Brazilian supplier marks 20 years of growth
February 1, 2010
Founded in 1990 in Mimoso do Sul, southern Espírito Santo, Brazil, Cajugram has developed a structure that allows it to supply the domestic and foreign market, and it has made a name for itself in the worldwide stone sector. To maintain its level of success, the company strives to establish quarrying sites for new materials while also upgrading its stoneworking capabilities.
The principal owners of Cajugram are Otavio Rodrigues Junqueira, Valdecyr Robert Viguini, Nelson Veguini and Jovercy Robert Viguini. Currently with head offices in Espírito Santo, Cajugram is also located in the midwestern region of Brazil in an industrial complex in Luziânia, in the State of Goiás, and a tile store in Brasília, the capital of Brazil.
In all, Cajugram employs 260 workers, including 195 in the factory and 65 in the quarries.
Among the development of Cajugram over the years, the company is continually searching for quarry sites of materials that will appeal to an international marketplace. “Our geology department receives samples of stones all over Brazil,” explained Daniel Junqueira of Cajugram. “We first make an analysis of the material, and if there is interest in it, our technician goes to the site to conduct deeper research through sounding prospection. After this, we legalize the site together with the DNPM - the organization of the government responsible for this.”
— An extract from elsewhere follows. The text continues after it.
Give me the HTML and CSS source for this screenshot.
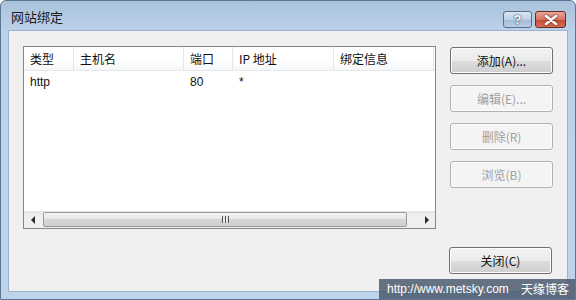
FILE: index.html
```html
<html>
<head>
<meta name="viewport" content="width=device-width, initial-scale=1">
<link rel="stylesheet" href="styles.css">
</head>
<body>
<div class="window">
  <div class="titlebar">
    <span class="title">网站绑定</span>
    <div class="caption-btns">
      <div class="cap help">?</div>
      <div class="cap close">
        <svg width="14" height="10" viewBox="0 0 14 10"><path d="M2 1 L12 9 M12 1 L2 9" stroke="#fff" stroke-width="2.6" stroke-linecap="round"/><path d="M2 1 L12 9 M12 1 L2 9" stroke="#f4f4f4" stroke-width="1.4" stroke-linecap="round"/></svg>
      </div>
    </div>
  </div>
  <div class="client">
    <div class="main">
      <div class="listview">
        <div class="lv-header">
          <div class="col c1">类型</div>
          <div class="col c2">主机名</div>
          <div class="col c3">端口</div>
          <div class="col c4">IP 地址</div>
          <div class="col c5">绑定信息</div>
        </div>
        <div class="lv-row">
          <div class="col c1">http</div>
          <div class="col c2"></div>
          <div class="col c3">80</div>
          <div class="col c4">*</div>
          <div class="col c5"></div>
        </div>
        <div class="lv-fill"></div>
        <div class="hscroll">
          <div class="arrow"><span class="tri left"></span></div>
          <div class="track">
            <div class="thumb"><span class="grip"></span></div>
          </div>
          <div class="arrow"><span class="tri right"></span></div>
        </div>
      </div>
      <div class="side-btns">
        <div class="btn">添加(A)...</div>
        <div class="btn disabled">编辑(E)...</div>
        <div class="btn disabled">删除(R)</div>
        <div class="btn disabled">浏览(B)</div>
      </div>
    </div>
    <div class="footer">
      <div class="btn">关闭(C)</div>
    </div>
  </div>
  <div class="watermark"><span>http://www.metsky.com</span><span>天缘博客</span></div>
</div>
</body>
</html>
```

FILE: styles.css
```css
body {
  margin: 0;
  font-family: "Liberation Sans", "Noto Sans CJK SC", sans-serif;
  font-size: 12px;
}

.window {
  position: relative;
  width: 576px;
  height: 300px;
  box-sizing: border-box;
  border: 1px solid #5b7594;
  border-radius: 6px 6px 0 0;
  background: linear-gradient(#a9c1da, #bcd2ea 30px, #bed4eb);
  display: flex;
  flex-direction: column;
  overflow: hidden;
}

.titlebar {
  height: 29px;
  display: flex;
  align-items: flex-start;
  padding-left: 10px;
}

.title {
  margin-top: 8px;
  font-family: "Noto Sans CJK SC", sans-serif;
  font-size: 13px;
  line-height: 16px;
  color: #1b1b1b;
}

.caption-btns {
  margin-left: auto;
  margin-right: 9px;
  margin-top: 10px;
  display: flex;
  gap: 3px;
}

.cap {
  height: 15px;
  border: 1px solid #5d6f86;
  border-radius: 3px;
  display: flex;
  align-items: center;
  justify-content: center;
}

.help {
  width: 27px;
  background: linear-gradient(#dbe6f3, #bcd0e7 50%, #a5bcd8 51%, #b8cde6);
  color: #fff;
  font-weight: bold;
  font-size: 13px;
  text-shadow: 0 0 2px #2c4766, 0 0 1px #2c4766;
}

.close {
  width: 29px;
  border-color: #6a2a22;
  background: linear-gradient(#e9a99c, #d4735f 50%, #c44a35 51%, #d46f55);
}

.close svg {
  filter: drop-shadow(0 0 1px #5a1a12);
}

.client {
  flex: 1;
  margin: 0 7px 7px 7px;
  background: #f0f0f0;
  border: 1px solid #9db3cb;
  padding: 15px 14px 0 14px;
  display: flex;
  flex-direction: column;
}

.main {
  display: flex;
  gap: 14px;
}

.listview {
  width: 414px;
  height: 183px;
  box-sizing: border-box;
  border: 1px solid #828790;
  background: #fff;
  display: flex;
  flex-direction: column;
}

.lv-header {
  height: 23px;
  display: flex;
  border-bottom: 1px solid #e3e6ea;
  background: linear-gradient(#ffffff, #ffffff 60%, #f5f6f7);
  font-family: "Noto Sans CJK SC", sans-serif;
}

.lv-header .col {
  border-right: 1px solid #e3e5e8;
}

.lv-row {
  height: 22px;
  display: flex;
}

.col {
  box-sizing: border-box;
  padding-left: 6px;
  display: flex;
  align-items: center;
  color: #111;
}

.c1 { width: 50px; }
.c2 { width: 110px; }
.c3 { width: 49px; }
.c4 { width: 101px; }
.c5 { width: 100px; }

.lv-fill {
  flex: 1;
}

.hscroll {
  height: 17px;
  display: flex;
  background: linear-gradient(#e3e3e3, #f0f0f0 30%, #f0f0f0);
}

.arrow {
  width: 17px;
  display: flex;
  align-items: center;
  justify-content: center;
}

.tri {
  width: 0;
  height: 0;
  border-top: 4px solid transparent;
  border-bottom: 4px solid transparent;
}

.tri.left {
  border-right: 4px solid #2b2b2b;
}

.tri.right {
  border-left: 4px solid #2b2b2b;
}

.track {
  flex: 1;
  display: flex;
  padding: 1px 0;
}

.thumb {
  margin-left: 2px;
  width: 364px;
  box-sizing: border-box;
  border: 1px solid #9a9a9a;
  border-radius: 2px;
  background: linear-gradient(#f3f3f3, #e8e8e8 45%, #d6d6d6 50%, #cfcfcf);
  display: flex;
  align-items: center;
  justify-content: center;
}

.grip {
  width: 7px;
  height: 7px;
  background: repeating-linear-gradient(90deg, #555 0 1px, #e8e8e8 1px 3px);
}

.side-btns {
  margin-top: 1px;
  display: flex;
  flex-direction: column;
  gap: 11px;
}

.btn {
  width: 103px;
  height: 27px;
  box-sizing: border-box;
  border: 1px solid #707070;
  border-radius: 3px;
  background: linear-gradient(#f2f2f2, #ebebeb 50%, #dddddd 51%, #cfcfcf);
  box-shadow: inset 0 0 0 1px #fcfcfc;
  display: flex;
  align-items: center;
  justify-content: center;
  font-family: "Noto Sans CJK SC", sans-serif;
  color: #111;
}

.btn.disabled {
  border-color: #adb2b5;
  background: #f4f4f4;
  color: #a0a0a0;
}

.footer {
  margin-top: 18px;
  display: flex;
  justify-content: flex-end;
  padding-right: 1px;
}

.watermark {
  position: absolute;
  right: 0;
  bottom: 0;
  width: 196px;
  height: 20px;
  background: rgba(70, 85, 105, 0.82);
  color: #fff;
  font-size: 12px;
  line-height: 20px;
  padding: 0 6px 0 8px;
  box-sizing: border-box;
  display: flex;
  justify-content: space-between;
  white-space: nowrap;
}

.watermark span:last-child {
  font-family: "Noto Sans CJK SC", sans-serif;
}
```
Some quarry sites of interest are as follows:
• Versace and Kilimanjaro granite, located at Candido Sales, State of Bahia - 12 workers
• White Alaska granite, located at Barra De São Francisco, State of Espírito Santo - 10 workers
• Ipanema Beige granite, located at Muniz Freire, State of Espírito Santo - 19 workers
• Giallo Renoir/Monet/Portinari granite, located at Itaobim, State of Minas Gerais - four workers
• Brazilian Black granite, located at Aracruz, State of Espírito Santo - 10 workers
• Santa Cecilia granite, located at Agua Doce do Norte, State of Espírito Santo - 10 workers
Stones are extracted using hydraulic hammers, and the company recently began using wire saws to cut the blocks, which increases overall productivity.
In all, the quarries produces 750 cubic meters of material per month. Of this, 10% is exported in block form to China; 40% is processed into slabs, tiles and cut-to-size pieces for the domestic market; and 50% is processed into slabs, tiles and cut-to-size pieces to the foreign market. Among exports of finished products, 40% is shipped to the to U.S, Canada and Mexico, 40% to Latin America and 10% to Asia.
Cajugram’s factory has also undergone expansion, and it now sits on an area of nearly 475,000 square feet, with a built area of nearly 195,000 square feet. Capacity stands at 592,000 square feet (55,000 square meters) per month, and it is currently shipping around 70 containers per month.
Some of the most recent investments in the stone processing operation include a Coch edge finishing machine from Argentina and the building of a new facility for fabrication of tiles, cut-to-size work and countertops. The company also installed a new filter press for sludge and wastewater treatment.
Other equipment includes 17 gangsaws, three polishing lines, three bridge saws, one Comandulli edge finishing machine from Italy, one Contourbreton CNC stoneworking center, two tile lines and one semi-automatic resin line.
For years, Cajugram has represented itself on the world stage at stone industry events such as Marmomacc in Italy and Coverings in the U.S. as well as the Cachoeiro Stone Fair and Vitória Stone Fair in Brazil.
Among some recent cut-to-size projects, Cajugram has supplied stone for the Al Maktoum International Airport in Dubai, United Arab Emirates and the Bay Adelaide Center in Toronto, Ontario, Canada.